“Now, once more. Tell me exactly, or listen if I have the facts right. You are a pupil at the Rhinelander Academy in Newburgh. You are starting upon a trip for your summer vacation. You are under the care of Miss Greatorex, a teacher. You ran away from the steamer ‘Mary Powell’ in pursuit of a man whom you think carried off your own and a friend’s purse. Very well. I will send you to the boat and if your story is true you will be restored to your friends and nothing more will come of it. If it isn’t true, you will be sent to a station-house to await developments. McCarthy, proceed upon your beat.”
Larry shrugged his shoulders more snugly into his new uniform, assumed the bearing of a drum major and duly proceeded. The superior officer put a whistle to his lips, and like the genii in Arabian Nights, his servant instantly appeared.
“Call a cab. Take this young person to the ‘Mary Powell,’ foot of Desbrosses street. If her guardian is not there, drive to the other landing at Twenty-third street and inquire if the girl has been sought for there. If this is a false story, report to me at the station and, of course, bring the girl with you.”
The words “station house” sounded ominous in Dorothy’s ears. During her Baltimore life she had learned all that was necessary about such places to infect her with fear, having with other children sometimes watched the “police patrol wagons” make their dreary rounds. She had peered at the unhappy prisoners sitting within the van and had pitied them unspeakably, despite the fact that they must have been wicked. A picture of herself thus seated and despairing flashed before her mind, but she put it resolutely aside and with great humility stepped into the cab which her new protector had summoned.
This was one of those then new electric cabs and instantly riveted her attention. To move through the streets so swiftly without visible means of locomotion was as delightful as novel; and the skill with which the driver perched up behind twisted around corners and among crowding vehicles seemed fairly wonderful.
It was a most charming ride, despite the fact that she was a lost person seeking her friends, and it came all too soon to an end at the dock she had named. She recognized the place at once and was out of the cab, hurrying along the wharf, calling back to her guide:
“Here she is! This is the ‘Mary Powell!’ See?”
He was promptly at her side again, his duty being not to lose sight of her until that “report” had been duly made when and where ordered. Also, the recognition of her by “Fanny” and the other boat hands proved that thus much of her tale was true. She had come down the river on that steamer’s last trip and people had been back upon it, frantically seeking news of her.
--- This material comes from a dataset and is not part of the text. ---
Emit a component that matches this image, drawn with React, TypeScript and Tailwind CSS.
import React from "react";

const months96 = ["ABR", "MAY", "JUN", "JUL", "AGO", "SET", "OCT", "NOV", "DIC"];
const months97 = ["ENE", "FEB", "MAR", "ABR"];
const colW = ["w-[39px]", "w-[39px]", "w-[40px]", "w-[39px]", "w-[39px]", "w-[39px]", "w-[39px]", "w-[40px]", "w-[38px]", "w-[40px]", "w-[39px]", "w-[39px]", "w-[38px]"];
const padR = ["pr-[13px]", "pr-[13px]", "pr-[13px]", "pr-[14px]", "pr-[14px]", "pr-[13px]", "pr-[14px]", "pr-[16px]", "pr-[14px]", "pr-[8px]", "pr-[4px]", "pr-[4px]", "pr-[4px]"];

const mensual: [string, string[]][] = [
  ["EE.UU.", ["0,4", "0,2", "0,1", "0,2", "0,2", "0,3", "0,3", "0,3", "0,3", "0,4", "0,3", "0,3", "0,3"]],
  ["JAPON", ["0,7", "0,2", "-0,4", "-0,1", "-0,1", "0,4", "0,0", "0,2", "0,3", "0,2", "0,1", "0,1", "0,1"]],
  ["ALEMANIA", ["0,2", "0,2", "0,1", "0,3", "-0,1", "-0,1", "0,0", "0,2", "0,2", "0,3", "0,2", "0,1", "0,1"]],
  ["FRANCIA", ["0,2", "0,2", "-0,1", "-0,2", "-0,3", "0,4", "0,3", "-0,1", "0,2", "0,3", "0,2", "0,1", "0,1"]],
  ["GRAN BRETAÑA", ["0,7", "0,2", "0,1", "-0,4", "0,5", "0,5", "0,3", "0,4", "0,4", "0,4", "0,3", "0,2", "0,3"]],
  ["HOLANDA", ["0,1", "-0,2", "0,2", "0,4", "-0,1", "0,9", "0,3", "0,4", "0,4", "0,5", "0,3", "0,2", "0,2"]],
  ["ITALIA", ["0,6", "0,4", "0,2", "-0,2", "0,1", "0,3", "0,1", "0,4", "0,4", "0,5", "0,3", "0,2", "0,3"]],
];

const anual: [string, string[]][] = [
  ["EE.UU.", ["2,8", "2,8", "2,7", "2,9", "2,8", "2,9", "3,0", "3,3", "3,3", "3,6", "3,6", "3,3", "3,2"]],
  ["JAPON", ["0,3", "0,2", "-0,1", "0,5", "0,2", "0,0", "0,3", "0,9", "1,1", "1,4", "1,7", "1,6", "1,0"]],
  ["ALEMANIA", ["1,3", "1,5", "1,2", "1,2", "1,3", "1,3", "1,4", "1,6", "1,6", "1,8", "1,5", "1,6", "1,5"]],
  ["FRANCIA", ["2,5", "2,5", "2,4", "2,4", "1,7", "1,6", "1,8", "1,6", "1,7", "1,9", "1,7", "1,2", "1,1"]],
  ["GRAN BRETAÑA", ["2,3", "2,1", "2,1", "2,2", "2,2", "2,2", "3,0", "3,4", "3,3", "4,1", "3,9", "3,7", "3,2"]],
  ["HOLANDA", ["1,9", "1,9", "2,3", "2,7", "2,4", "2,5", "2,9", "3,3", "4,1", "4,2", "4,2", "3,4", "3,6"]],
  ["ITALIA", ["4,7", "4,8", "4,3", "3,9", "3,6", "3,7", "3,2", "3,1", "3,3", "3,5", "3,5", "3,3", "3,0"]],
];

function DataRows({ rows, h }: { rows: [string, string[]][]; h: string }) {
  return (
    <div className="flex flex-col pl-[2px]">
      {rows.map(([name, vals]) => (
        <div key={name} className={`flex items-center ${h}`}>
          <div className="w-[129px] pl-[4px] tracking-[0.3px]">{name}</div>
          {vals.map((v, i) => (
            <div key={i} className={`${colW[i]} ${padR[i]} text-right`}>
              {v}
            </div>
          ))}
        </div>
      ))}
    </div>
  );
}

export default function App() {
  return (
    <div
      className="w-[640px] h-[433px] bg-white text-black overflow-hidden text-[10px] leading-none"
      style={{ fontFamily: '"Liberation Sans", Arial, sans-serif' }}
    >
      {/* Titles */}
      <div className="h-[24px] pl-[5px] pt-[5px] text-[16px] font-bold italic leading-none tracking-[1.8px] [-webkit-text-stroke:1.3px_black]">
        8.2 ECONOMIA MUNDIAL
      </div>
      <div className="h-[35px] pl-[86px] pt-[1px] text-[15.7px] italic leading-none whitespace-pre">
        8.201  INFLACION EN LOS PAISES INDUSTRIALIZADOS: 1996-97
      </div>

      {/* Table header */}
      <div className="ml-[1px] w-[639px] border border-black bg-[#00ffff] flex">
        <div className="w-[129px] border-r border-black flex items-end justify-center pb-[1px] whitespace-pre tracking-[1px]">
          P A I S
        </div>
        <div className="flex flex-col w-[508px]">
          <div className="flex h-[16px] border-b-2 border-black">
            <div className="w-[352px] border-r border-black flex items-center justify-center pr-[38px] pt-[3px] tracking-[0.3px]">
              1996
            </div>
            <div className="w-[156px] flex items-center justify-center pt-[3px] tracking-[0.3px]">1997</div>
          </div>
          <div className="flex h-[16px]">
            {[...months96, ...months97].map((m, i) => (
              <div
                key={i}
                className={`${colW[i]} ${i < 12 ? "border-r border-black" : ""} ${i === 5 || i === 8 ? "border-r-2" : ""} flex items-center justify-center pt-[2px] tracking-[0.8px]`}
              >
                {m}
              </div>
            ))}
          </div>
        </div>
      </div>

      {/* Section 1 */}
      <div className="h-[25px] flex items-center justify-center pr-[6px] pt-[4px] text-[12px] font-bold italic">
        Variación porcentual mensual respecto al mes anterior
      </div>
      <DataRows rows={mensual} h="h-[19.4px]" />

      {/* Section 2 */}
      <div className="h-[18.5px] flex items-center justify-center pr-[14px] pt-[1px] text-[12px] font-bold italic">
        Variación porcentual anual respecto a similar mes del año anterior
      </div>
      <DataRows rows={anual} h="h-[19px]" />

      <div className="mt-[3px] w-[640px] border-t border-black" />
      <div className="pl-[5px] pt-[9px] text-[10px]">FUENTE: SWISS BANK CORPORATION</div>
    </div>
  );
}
“You oughtn’t to have run away like that, little girl, and scare them people into forty fits. That nice Judge—somebody, he said his name was—he hired no end of people to go searching for you and now you’ve come and he hasn’t. Like enough they’ve gone to the other landing, up-town, to seek you. Better drive there, policeman, and see.”
“All right. But, stewardess, if anybody comes again to inquire, say that she’ll be taken to the ‘Prince’ steamship, East river, and be held there till the boat sails. Afterward at station number —.”